ORBS
Declan McCullagh
declan at well.com
Tue Jun 12 17:14:57 PDT 2001
Right. It's a cost-benefit analysis.
Bob may pick up some of Alice's bad blocks, and there's a cost to that.
But if the benefit of spam reduction outweighs the possibly-minimal
cost, well, Bob's got a good thing going and he's quite happy to continue
with that practice.
-Declan
On Tue, Jun 12, 2001 at 04:01:58PM -0700, Ray Dillinger wrote:
> You know what? If Alice puts up a list of all the sites
> she's blocking mail from, there is no problem with that.
> She is not coercing anyone. She can block any site for any
> reason she wants -- maybe she has intestinal gas, or maybe
> she just doesn't like somebody.

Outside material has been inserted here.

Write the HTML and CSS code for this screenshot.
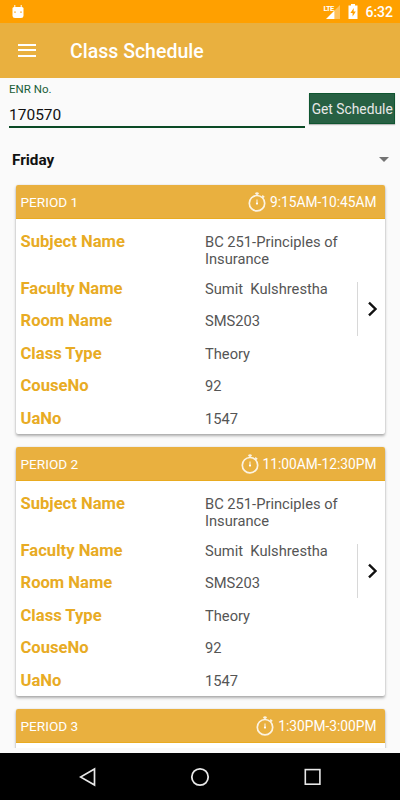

Tough toenails.
>
> If Bob reads this list and copies it, there is no problem
> with that either -- Bob's not coercing anyone.
>
> Bob winds up blocking the people Alice blocked, even if she
> blocked them for no good reason. But Bob is evidently okay
> with that, or at least unable to find a better source of
> information.
>
> If Alice were in a competitive business, and people paid for
> better or more well-founded recommendations about blocking
> lists, she'd probably be driven out of business. But whatever;
> nobody else got into the business, so there's no competition.

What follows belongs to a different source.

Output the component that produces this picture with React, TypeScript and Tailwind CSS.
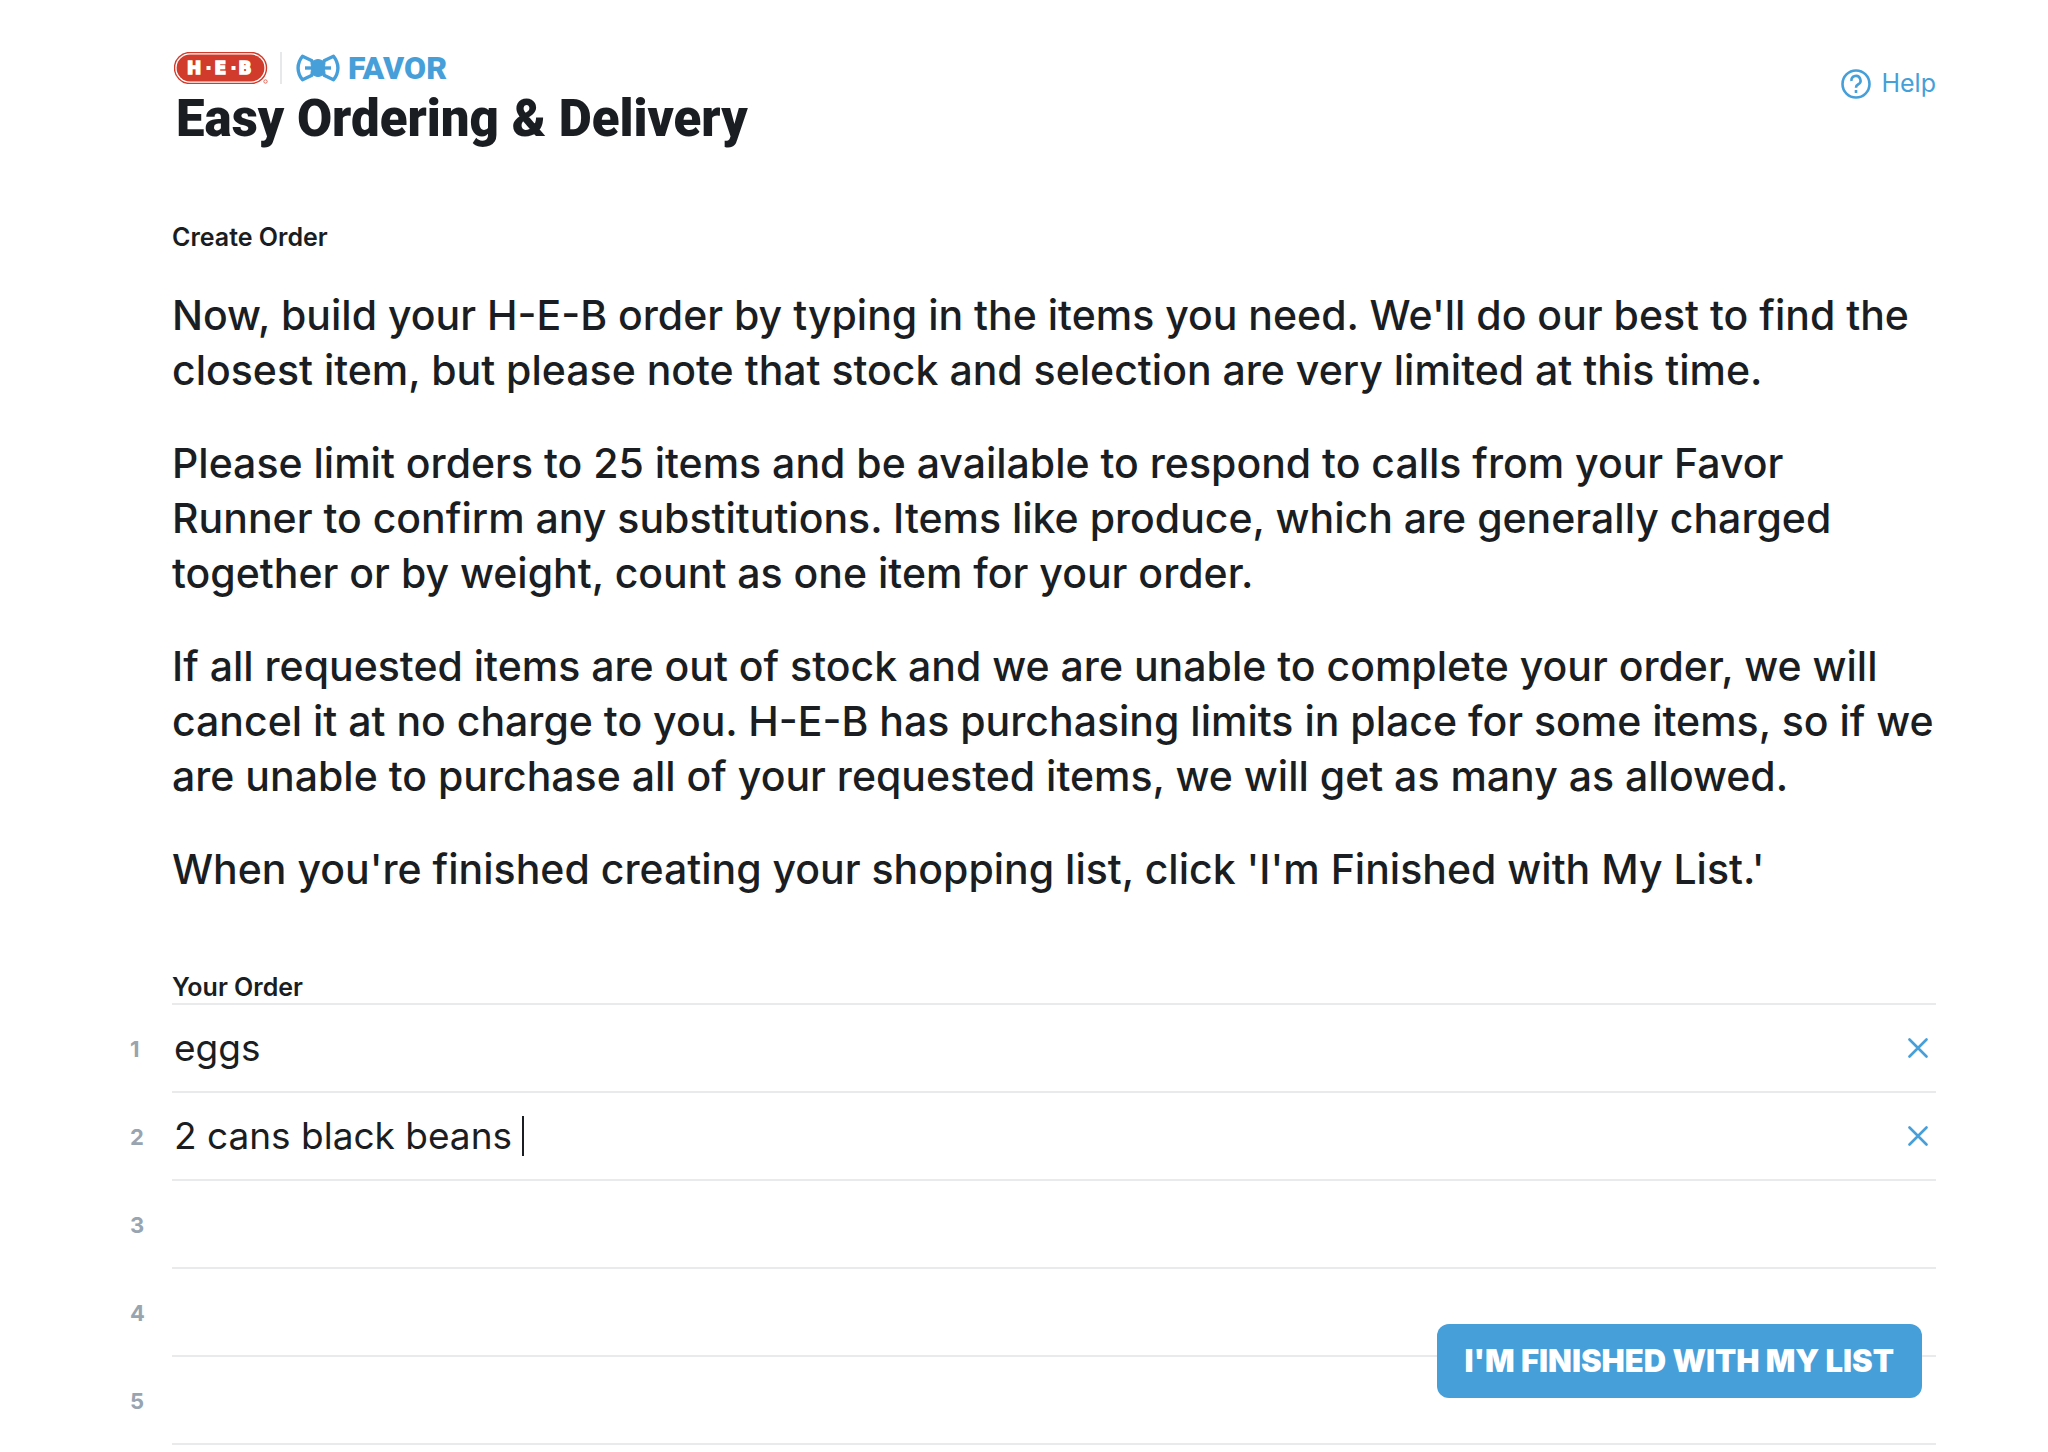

> Alice has a money-losing monopoly that provides marginal
> service.
>
> The only problem arises because Alice started using scans and
> listings as weapons. That's not wrong per se, as it's not
> stealing or coercion -- it's just rude. But scans themselves
> are perfectly acceptable and necessary as the only reliable
> means of providing this service.
>
> I think ORBS was exactly the kind of "reputation service" most
> folks here argue in favor of, and while some of us may have
> despised it, that's not sufficient reason to interfere with
> someone else's ability to publish whatever the hell they want
> to publish.
>
> Or, I'll even go further. It was an example of "private law",
> where the "law merchant" publishes a list of people who break
> the laws they sell and then lets the market punish or not as
> they choose. However flawed the list, and however obnoxious
> the merchant was about the testing to create it, isn't that
> exactly what many of you have been arguing for the right to do?